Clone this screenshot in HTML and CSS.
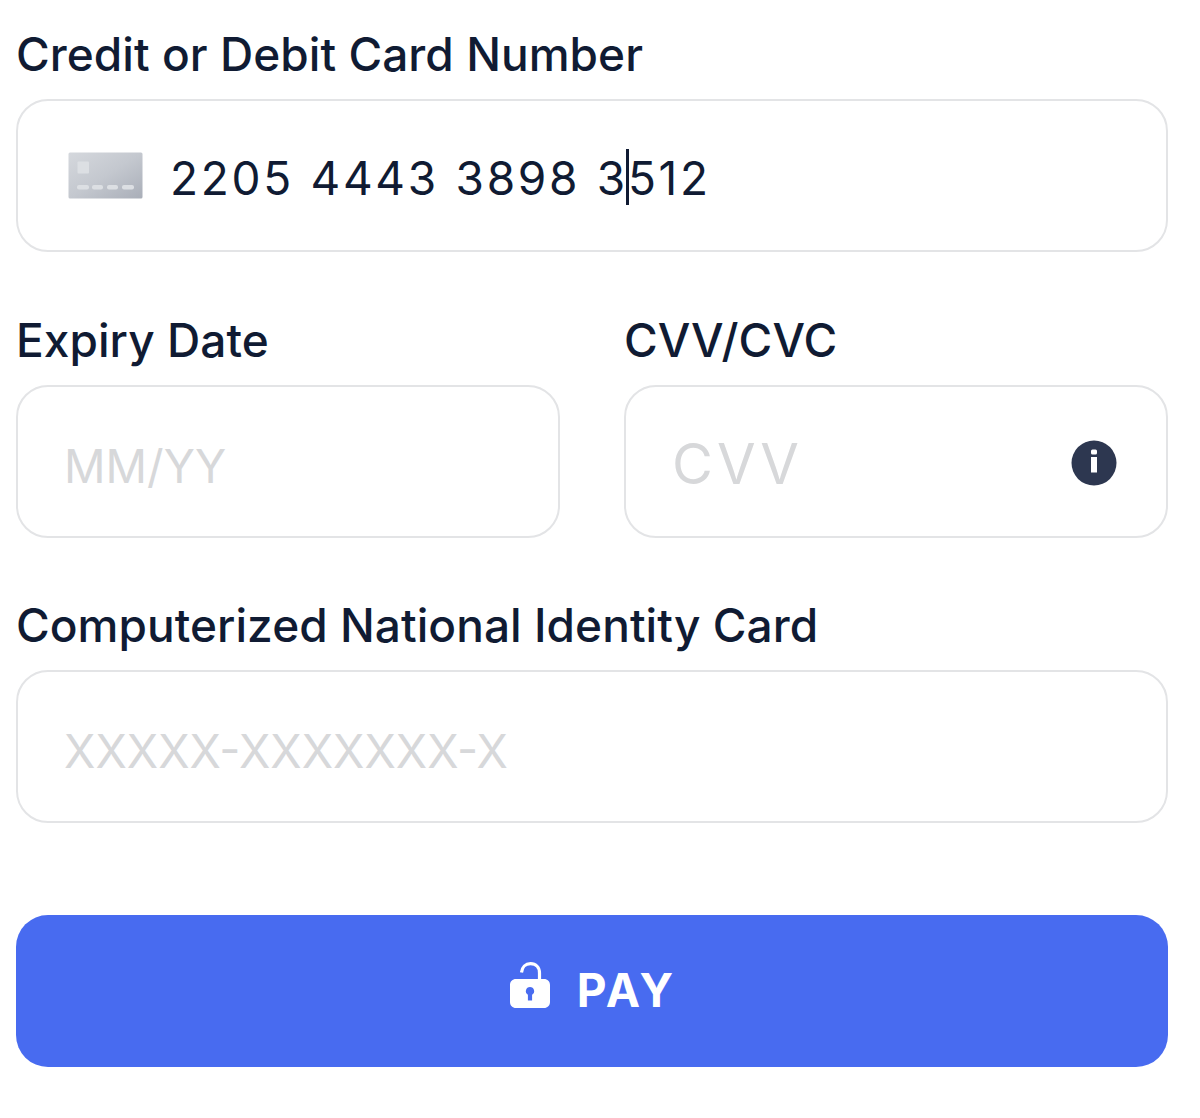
FILE: index.html
```html
<!DOCTYPE html>
<html lang="en">
<head>
    <meta charset="UTF-8">
    <title>Payment</title>
    <link rel="stylesheet" href="styles.css">
</head>
<body>
    <form class="pay-form">
        <div class="field">
            <label class="label">Credit or Debit Card Number</label>
            <div class="box box-card">
                <svg class="card-icon" width="75" height="47" viewBox="0 0 75 47">
                    <defs>
                        <linearGradient id="cardFill" x1="0" y1="0" x2="1" y2="1">
                            <stop offset="0" stop-color="#d5d8dd"/>
                            <stop offset="0.5" stop-color="#c4c8cf"/>
                            <stop offset="1" stop-color="#a9aeb8"/>
                        </linearGradient>
                    </defs>
                    <rect x="0.5" y="0.5" width="74" height="46" rx="1.500" fill="url(#cardFill)"/>
                    <rect x="9.500" y="9.500" width="11.500" height="12" rx="1" fill="#dcdfe3"/>
                    <rect x="9" y="33" width="12" height="4.500" rx="2" fill="#dcdfe3"/>
                    <rect x="24" y="33" width="11" height="4.500" rx="2" fill="#dcdfe3"/>
                    <rect x="39" y="33" width="11" height="4.500" rx="2" fill="#dcdfe3"/>
                    <rect x="54" y="33" width="12" height="4.500" rx="2" fill="#dcdfe3"/>
                </svg>
                <span class="card-number">2205 4443 3898 3<span class="caret"></span>512</span>
            </div>
        </div>

        <div class="row">
            <div class="field">
                <label class="label">Expiry Date</label>
                <div class="box">
                    <span class="placeholder">MM/YY</span>
                </div>
            </div>
            <div class="field">
                <label class="label">CVV/CVC</label>
                <div class="box box-cvv">
                    <span class="placeholder placeholder-wide">CVV</span>
                    <svg class="info-icon" width="46" height="46" viewBox="0 0 46 46">
                        <circle cx="23" cy="23" r="22.500" fill="#2d3750"/>
                        <rect x="20" y="17" width="6" height="15.500" fill="#fff"/>
                        <rect x="20" y="9.500" width="6" height="5" rx="1.500" fill="#fff"/>
                    </svg>
                </div>
            </div>
        </div>

        <div class="field">
            <label class="label">Computerized National Identity Card</label>
            <div class="box">
                <span class="placeholder">XXXXX-XXXXXXX-X</span>
            </div>
        </div>

        <button class="pay-btn" type="button">
            <svg class="lock-icon" width="40" height="46" viewBox="0 0 40 46">
                <path d="M11.500 10.500 C12 5 15.500 1.700 20.500 1.700 C26 1.700 29.500 5.500 29.500 11 V20" fill="none" stroke="#fff" stroke-width="3.200"/>
                <path d="M6 17 H34 C37.500 17 40 19.500 40 23 V40 C40 43.500 37.500 46 34 46 H6 C2.500 46 0 43.500 0 40 V23 C0 19.500 2.500 17 6 17 Z M20 25 A4.200 4.200 0 0 0 17.900 32.800 V38.500 H22.100 V32.800 A4.200 4.200 0 0 0 20 25 Z" fill="#fff" fill-rule="evenodd"/>
            </svg>
            <span>PAY</span>
        </button>
    </form>
</body>
</html>
```

FILE: styles.css
```css
html, body {
  margin: 0;
  padding: 0;
  background: #fff;
}

body {
  font-family: Inter, "Noto Sans", sans-serif;
  color: #101b33;
}

.pay-form {
  display: flex;
  flex-direction: column;
  width: 1152px;
  margin-left: 16px;
  padding-top: 26px;
}

.field {
  display: flex;
  flex-direction: column;
  flex: 1;
  margin-bottom: 59px;
}

.row {
  display: flex;
  gap: 64px;
  padding-top: 1px;
}

.label {
  font-size: 46px;
  font-weight: 500;
  line-height: 56px;
  letter-spacing: 0.05px;
  margin-bottom: 17px;
}

.box {
  display: flex;
  align-items: center;
  box-sizing: border-box;
  height: 153px;
  padding: 0 46px;
  border: 2px solid #e3e4e6;
  border-radius: 32px;
  background: #fff;
}

.box-card {
  padding-left: 50px;
}

.box-cvv {
  justify-content: space-between;
}

.card-icon {
  margin-right: 27px;
  margin-top: -1px;
}

.card-number {
  font-size: 46px;
  letter-spacing: 2.700px;
  word-spacing: 1px;
  position: relative;
  top: 2px;
}

.caret {
  display: inline-block;
  width: 3px;
  height: 56px;
  margin: 0 -1px 0 -2px;
  vertical-align: -10px;
  background: #101b33;
}

.placeholder {
  font-size: 46px;
  color: #d7d8da;
  position: relative;
  top: 4px;
}

.placeholder-wide {
  font-size: 56px;
  letter-spacing: 4px;
  top: 2px;
}

.info-icon {
  margin-right: 3px;
  margin-top: 3px;
}

.pay-btn {
  display: flex;
  align-items: center;
  justify-content: center;
  gap: 27px;
  height: 152px;
  margin-top: 33px;
  padding: 0 0 2px 2px;
  border: none;
  border-radius: 32px;
  background: #486bf0;
  color: #fff;
  font-family: inherit;
  font-size: 46px;
  font-weight: 700;
  letter-spacing: 3px;
}

.lock-icon {
  margin-top: -10px;
}
```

What is being asked:
Repeat the material above in full and exactly, omitting the pictures.

Solution to this problem:
Clone this screenshot in HTML and CSS.
FILE: index.html
```html
<!DOCTYPE html>
<html lang="en">
<head>
    <meta charset="UTF-8">
    <title>Payment</title>
    <link rel="stylesheet" href="styles.css">
</head>
<body>
    <form class="pay-form">
        <div class="field">
            <label class="label">Credit or Debit Card Number</label>
            <div class="box box-card">
                <svg class="card-icon" width="75" height="47" viewBox="0 0 75 47">
                    <defs>
                        <linearGradient id="cardFill" x1="0" y1="0" x2="1" y2="1">
                            <stop offset="0" stop-color="#d5d8dd"/>
                            <stop offset="0.5" stop-color="#c4c8cf"/>
                            <stop offset="1" stop-color="#a9aeb8"/>
                        </linearGradient>
                    </defs>
                    <rect x="0.5" y="0.5" width="74" height="46" rx="1.500" fill="url(#cardFill)"/>
                    <rect x="9.500" y="9.500" width="11.500" height="12" rx="1" fill="#dcdfe3"/>
                    <rect x="9" y="33" width="12" height="4.500" rx="2" fill="#dcdfe3"/>
                    <rect x="24" y="33" width="11" height="4.500" rx="2" fill="#dcdfe3"/>
                    <rect x="39" y="33" width="11" height="4.500" rx="2" fill="#dcdfe3"/>
                    <rect x="54" y="33" width="12" height="4.500" rx="2" fill="#dcdfe3"/>
                </svg>
                <span class="card-number">2205 4443 3898 3<span class="caret"></span>512</span>
            </div>
        </div>

        <div class="row">
            <div class="field">
                <label class="label">Expiry Date</label>
                <div class="box">
                    <span class="placeholder">MM/YY</span>
                </div>
            </div>
            <div class="field">
                <label class="label">CVV/CVC</label>
                <div class="box box-cvv">
                    <span class="placeholder placeholder-wide">CVV</span>
                    <svg class="info-icon" width="46" height="46" viewBox="0 0 46 46">
                        <circle cx="23" cy="23" r="22.500" fill="#2d3750"/>
                        <rect x="20" y="17" width="6" height="15.500" fill="#fff"/>
                        <rect x="20" y="9.500" width="6" height="5" rx="1.500" fill="#fff"/>
                    </svg>
                </div>
            </div>
        </div>

        <div class="field">
            <label class="label">Computerized National Identity Card</label>
            <div class="box">
                <span class="placeholder">XXXXX-XXXXXXX-X</span>
            </div>
        </div>

        <button class="pay-btn" type="button">
            <svg class="lock-icon" width="40" height="46" viewBox="0 0 40 46">
                <path d="M11.500 10.500 C12 5 15.500 1.700 20.500 1.700 C26 1.700 29.500 5.500 29.500 11 V20" fill="none" stroke="#fff" stroke-width="3.200"/>
                <path d="M6 17 H34 C37.500 17 40 19.500 40 23 V40 C40 43.500 37.500 46 34 46 H6 C2.500 46 0 43.500 0 40 V23 C0 19.500 2.500 17 6 17 Z M20 25 A4.200 4.200 0 0 0 17.900 32.800 V38.500 H22.100 V32.800 A4.200 4.200 0 0 0 20 25 Z" fill="#fff" fill-rule="evenodd"/>
            </svg>
            <span>PAY</span>
        </button>
    </form>
</body>
</html>
```

FILE: styles.css
```css
html, body {
  margin: 0;
  padding: 0;
  background: #fff;
}

body {
  font-family: Inter, "Noto Sans", sans-serif;
  color: #101b33;
}

.pay-form {
  display: flex;
  flex-direction: column;
  width: 1152px;
  margin-left: 16px;
  padding-top: 26px;
}

.field {
  display: flex;
  flex-direction: column;
  flex: 1;
  margin-bottom: 59px;
}

.row {
  display: flex;
  gap: 64px;
  padding-top: 1px;
}

.label {
  font-size: 46px;
  font-weight: 500;
  line-height: 56px;
  letter-spacing: 0.05px;
  margin-bottom: 17px;
}

.box {
  display: flex;
  align-items: center;
  box-sizing: border-box;
  height: 153px;
  padding: 0 46px;
  border: 2px solid #e3e4e6;
  border-radius: 32px;
  background: #fff;
}

.box-card {
  padding-left: 50px;
}

.box-cvv {
  justify-content: space-between;
}

.card-icon {
  margin-right: 27px;
  margin-top: -1px;
}

.card-number {
  font-size: 46px;
  letter-spacing: 2.700px;
  word-spacing: 1px;
  position: relative;
  top: 2px;
}

.caret {
  display: inline-block;
  width: 3px;
  height: 56px;
  margin: 0 -1px 0 -2px;
  vertical-align: -10px;
  background: #101b33;
}

.placeholder {
  font-size: 46px;
  color: #d7d8da;
  position: relative;
  top: 4px;
}

.placeholder-wide {
  font-size: 56px;
  letter-spacing: 4px;
  top: 2px;
}

.info-icon {
  margin-right: 3px;
  margin-top: 3px;
}

.pay-btn {
  display: flex;
  align-items: center;
  justify-content: center;
  gap: 27px;
  height: 152px;
  margin-top: 33px;
  padding: 0 0 2px 2px;
  border: none;
  border-radius: 32px;
  background: #486bf0;
  color: #fff;
  font-family: inherit;
  font-size: 46px;
  font-weight: 700;
  letter-spacing: 3px;
}

.lock-icon {
  margin-top: -10px;
}
```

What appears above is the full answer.